La señora Macaria conserva las fotografías de sus hijos en una vidriera. Uno de ellos, Rubén, aparece en una imagen tomada en la Basílica de Guadalupe en la que se puede apreciar a sus espaldas, una escultura de san Juan Diego de albo mármol, con el clásico guangoche con rosas. Es una foto tomada hace alrededor de 23 años, cercana al momento en el que se perdió, en aquel momento Rubén tenía 20 años de edad.

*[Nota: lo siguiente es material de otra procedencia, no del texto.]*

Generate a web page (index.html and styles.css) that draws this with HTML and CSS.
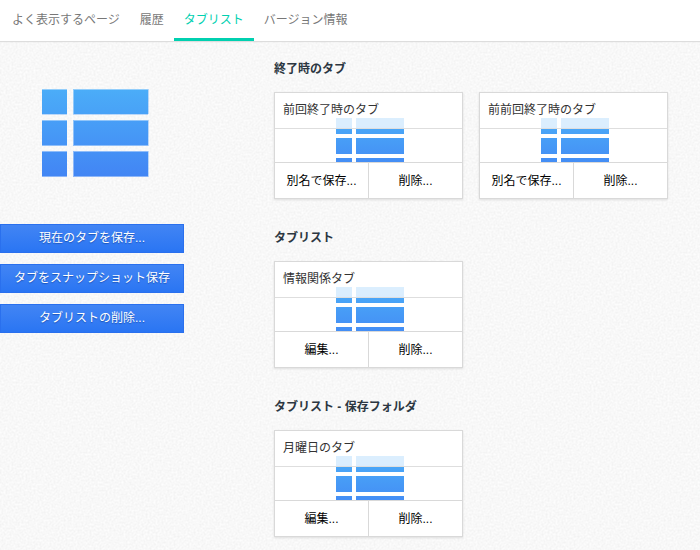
FILE: index.html
```html
<!DOCTYPE html>
<html lang="ja">
<head>
<meta charset="utf-8">
<meta name="viewport" content="width=device-width, initial-scale=1">
<title>タブリスト</title>
<link rel="stylesheet" href="styles.css">
</head>
<body>
<svg class="defs" width="0" height="0" aria-hidden="true">
  <defs>
    <linearGradient id="blue" gradientUnits="userSpaceOnUse" x1="0" y1="0" x2="0" y2="88">
      <stop offset="0" stop-color="#4badf8"/>
      <stop offset="1" stop-color="#4285f4"/>
    </linearGradient>
    <linearGradient id="blue-small" gradientUnits="userSpaceOnUse" x1="0" y1="0" x2="0" y2="56">
      <stop offset="0" stop-color="#4badf8"/>
      <stop offset="1" stop-color="#4285f4"/>
    </linearGradient>
    <symbol id="list" viewBox="0 0 71 44">
      <path fill="url(#blue-small)" d="M3 0h16v16H3zM23 0h48v16H23zM3 20h16v16H3zM23 20h48v16H23zM3 40h16v4H3zM23 40h48v4H23z"/>
    </symbol>
  </defs>
</svg>
<nav class="tabs">
  <a class="tab" href="#pages">よく表示するページ</a>
  <a class="tab" href="#history">履歴</a>
  <a class="tab tab-active" href="#tablist" aria-current="page">タブリスト</a>
  <a class="tab" href="#about">バージョン情報</a>
</nav>
<div class="layout">
  <aside class="side">
    <svg class="logo" width="107" height="88" viewBox="0 0 107 88" aria-hidden="true">
      <path fill="url(#blue)" d="M0 0h25v25H0zM31 0h75v25H31zM0 31h25v26H0zM31 31h75v26H31zM0 62h25v26H0zM31 62h75v26H31z"/>
      <path fill="#fff" fill-opacity=".4" d="M0 0h25v1H0zM31 0h75v1H31zM0 31h25v1H0zM31 31h75v1H31zM0 62h25v1H0zM31 62h75v1H31zM0 56h25v1H0zM31 56h75v1H31zM0 87h25v1H0zM31 87h75v1H31zM31 1h1v24h-1zM31 32h1v24h-1zM31 63h1v24h-1z"/>
      <path fill="#4a9bf6" fill-opacity=".35" d="M0 25h25v1H0zM31 25h75v1H31zM106 0h1v25h-1zM106 31h1v26h-1zM106 62h1v26h-1z"/>
    </svg>
    <button class="action" type="button">現在のタブを保存...</button>
    <button class="action" type="button">タブをスナップショット保存</button>
    <button class="action" type="button">タブリストの削除...</button>
  </aside>
  <main class="content">
    <section class="group">
      <h2 class="heading">終了時のタブ</h2>
      <div class="cards">
        <article class="card">
          <div class="preview">
            <svg class="thumb" width="71" height="44" aria-hidden="true"><use href="#list"/></svg>
            <h3 class="name">前回終了時のタブ</h3>
          </div>
          <div class="buttons">
            <button class="cell" type="button">別名で保存...</button>
            <button class="cell" type="button">削除...</button>
          </div>
        </article>
        <article class="card">
          <div class="preview">
            <svg class="thumb" width="71" height="44" aria-hidden="true"><use href="#list"/></svg>
            <h3 class="name">前前回終了時のタブ</h3>
          </div>
          <div class="buttons">
            <button class="cell" type="button">別名で保存...</button>
            <button class="cell" type="button">削除...</button>
          </div>
        </article>
      </div>
    </section>
    <section class="group">
      <h2 class="heading">タブリスト</h2>
      <div class="cards">
        <article class="card">
          <div class="preview">
            <svg class="thumb" width="71" height="44" aria-hidden="true"><use href="#list"/></svg>
            <h3 class="name">情報関係タブ</h3>
          </div>
          <div class="buttons">
            <button class="cell" type="button">編集...</button>
            <button class="cell" type="button">削除...</button>
          </div>
        </article>
      </div>
    </section>
    <section class="group">
      <h2 class="heading">タブリスト - 保存フォルダ</h2>
      <div class="cards">
        <article class="card">
          <div class="preview">
            <svg class="thumb" width="71" height="44" aria-hidden="true"><use href="#list"/></svg>
            <h3 class="name">月曜日のタブ</h3>
          </div>
          <div class="buttons">
            <button class="cell" type="button">編集...</button>
            <button class="cell" type="button">削除...</button>
          </div>
        </article>
      </div>
    </section>
  </main>
</div>
</body>
</html>
```
FILE: styles.css
```css
* {
  box-sizing: border-box;
}

body {
  margin: 0;
  background: #f7f7f7 url("data:image/svg+xml,%3Csvg xmlns='http://www.w3.org/2000/svg' width='200' height='200'%3E%3Cfilter id='n' x='0' y='0' width='100%25' height='100%25' color-interpolation-filters='sRGB'%3E%3CfeTurbulence type='fractalNoise' baseFrequency='.5' numOctaves='2' stitchTiles='stitch'/%3E%3CfeColorMatrix values='.07 0 0 0 .937 .07 0 0 0 .937 .07 0 0 0 .937 0 0 0 0 1'/%3E%3C/filter%3E%3Crect width='200' height='200' filter='url(%23n)'/%3E%3C/svg%3E");
  color: #2c3742;
  font-family: "Liberation Sans", "Noto Sans CJK JP", sans-serif;
  font-size: 12px;
}

button {
  margin: 0;
  padding: 0;
  border: 0;
  font: inherit;
  cursor: pointer;
}

.defs {
  position: absolute;
}

.tabs {
  display: flex;
  padding: 0 2px;
  background: #fff;
  box-shadow: 0 1px 1px #ddd;
}

.tab {
  padding: 2px 10px 0;
  border-bottom: 3px solid transparent;
  color: #777;
  line-height: 36px;
  text-decoration: none;
  white-space: nowrap;
}

.tab-active {
  border-bottom-color: #00d0b0;
  color: #00d0b0;
}

.layout {
  display: grid;
  grid-template-columns: 184px 1fr;
  column-gap: 90px;
  align-items: start;
  padding-bottom: 12px;
}

.side {
  display: flex;
  flex-direction: column;
  gap: 11px;
  padding-top: 48px;
}

.logo {
  margin: 0 0 36px 42px;
}

.action {
  height: 29px;
  border: 1px solid #2a70ee;
  background: linear-gradient(#4285f4, #2a75f3);
  color: #fff;
  line-height: 27px;
  text-shadow: 0 1px 1px #1d54b8;
}

.content {
  display: grid;
  gap: 28px;
  padding-top: 17px;
}

.heading {
  margin: 0 0 12px;
  font-size: 12px;
  line-height: 22px;
}

.cards {
  display: grid;
  grid-template-columns: repeat(auto-fill, 189px);
  gap: 16px;
}

.card {
  border: 1px solid #d9d9d9;
  background: #fff;
  box-shadow: 0 1px 2px #ddd;
}

.preview {
  position: relative;
  display: flex;
  justify-content: center;
  padding-top: 25px;
}

.name {
  position: absolute;
  top: 0;
  right: 0;
  left: 0;
  margin: 0;
  padding: 0 8px;
  border-bottom: 1px solid #dedede;
  background: rgba(255, 255, 255, .8);
  color: #333;
  font-size: 12px;
  font-weight: 400;
  line-height: 35px;
}

.buttons {
  display: grid;
  grid-template-columns: 1fr 1fr;
  gap: 1px;
  padding-top: 1px;
  background: #d9d9d9;
}

.cell {
  height: 35px;
  padding-top: 2px;
  background: #fff;
  color: #000;
  line-height: 33px;
}
```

El otro de los hijos de Marcaria, Alfredo, está fotografiado con una camisa blanca, antes de 1994, año en el que se perdió, a la edad de 23 años. Las fotografías son viejas y el paso de los años, el polvo y la luz las ha decolorado. Sin embargo, es lo único que conserva la señora Macaria para que sus hijos sigan anclados a su memoria y surtan la fuente de lágrimas cada vez que los ve.

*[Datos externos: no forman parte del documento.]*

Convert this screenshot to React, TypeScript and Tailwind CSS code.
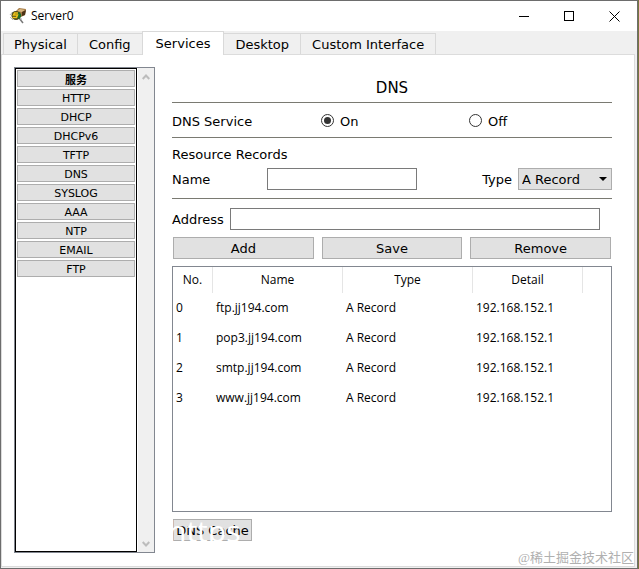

A las tres de la calurosa tarde, cuatro de los delgados, correosos y resistentes hombres asistentes al velorio se echaron el ataúd en hombros y se encaminaron por las veredas del cerro; cuando se cansaban, eran sustituidos por otros y así se pasaban la pesada estafeta, avanzando penosa y lentamente, hasta llegar al templo mayor de San Miguel Tlaxcaltepec, en donde el párroco ofició misa de cuerpo presente a las cuatro de la tarde.

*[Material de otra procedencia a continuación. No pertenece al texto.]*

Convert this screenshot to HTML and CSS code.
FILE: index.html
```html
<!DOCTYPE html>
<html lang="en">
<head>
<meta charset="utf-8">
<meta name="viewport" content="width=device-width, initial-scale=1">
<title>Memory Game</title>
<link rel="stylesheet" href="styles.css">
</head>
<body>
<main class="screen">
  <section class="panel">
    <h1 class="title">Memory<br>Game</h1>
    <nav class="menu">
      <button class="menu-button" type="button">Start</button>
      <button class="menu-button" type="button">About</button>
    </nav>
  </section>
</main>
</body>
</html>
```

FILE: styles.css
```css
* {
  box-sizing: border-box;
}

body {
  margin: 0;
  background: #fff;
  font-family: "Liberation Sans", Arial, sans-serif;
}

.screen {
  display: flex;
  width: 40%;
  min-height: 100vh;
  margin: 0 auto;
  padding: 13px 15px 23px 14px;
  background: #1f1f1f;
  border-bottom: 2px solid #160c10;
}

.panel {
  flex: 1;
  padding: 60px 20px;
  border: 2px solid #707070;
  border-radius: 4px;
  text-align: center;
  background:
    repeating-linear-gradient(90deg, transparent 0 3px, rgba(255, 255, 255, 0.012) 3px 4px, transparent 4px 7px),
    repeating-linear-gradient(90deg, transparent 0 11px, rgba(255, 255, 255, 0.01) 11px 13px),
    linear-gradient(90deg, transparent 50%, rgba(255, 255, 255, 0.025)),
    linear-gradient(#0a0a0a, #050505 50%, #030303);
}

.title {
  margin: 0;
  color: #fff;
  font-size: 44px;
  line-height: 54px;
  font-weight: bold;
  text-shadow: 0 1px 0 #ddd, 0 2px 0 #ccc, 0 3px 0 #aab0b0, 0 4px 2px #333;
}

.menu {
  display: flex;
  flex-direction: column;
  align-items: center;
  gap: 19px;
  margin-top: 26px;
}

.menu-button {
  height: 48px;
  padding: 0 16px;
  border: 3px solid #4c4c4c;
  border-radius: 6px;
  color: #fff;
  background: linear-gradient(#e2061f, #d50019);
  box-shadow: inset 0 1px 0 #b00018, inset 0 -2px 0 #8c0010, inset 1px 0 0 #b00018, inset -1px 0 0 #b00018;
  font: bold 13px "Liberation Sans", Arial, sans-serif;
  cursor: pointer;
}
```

Las mujeres de la comunidad llegaban a la iglesia con ramos de flores, recién cortadas en sus macetas, abrazando en su regazo gladiolas, alcatraces y crisantemos. En el sermón, el párroco echó mano, en varias ocasiones, a la palabra resignación para que los deudos encontraran la paz por el eterno descanso de Pedro. En realidad esa palabra, resignación, es muy conocida entre la población ñañho porque siempre es pronunciada por los sacerdotes en el interior del templo mayor: resignación ante la adversidad, resignación ante la vida, resignación ante la miseria, resignación ante los patrones, resignación ante los gobernantes y, ante la muerte, resignación no podía faltar.

Después del ritual religioso la comunidad se echó en hombros a su difunto para llevarlo al panteón, en donde lo esperaba una tumba abierta con una cruz de madera en la cabecera con el nombre de Pedro Pascual Sabino, así como el alfa y el omega de su vida.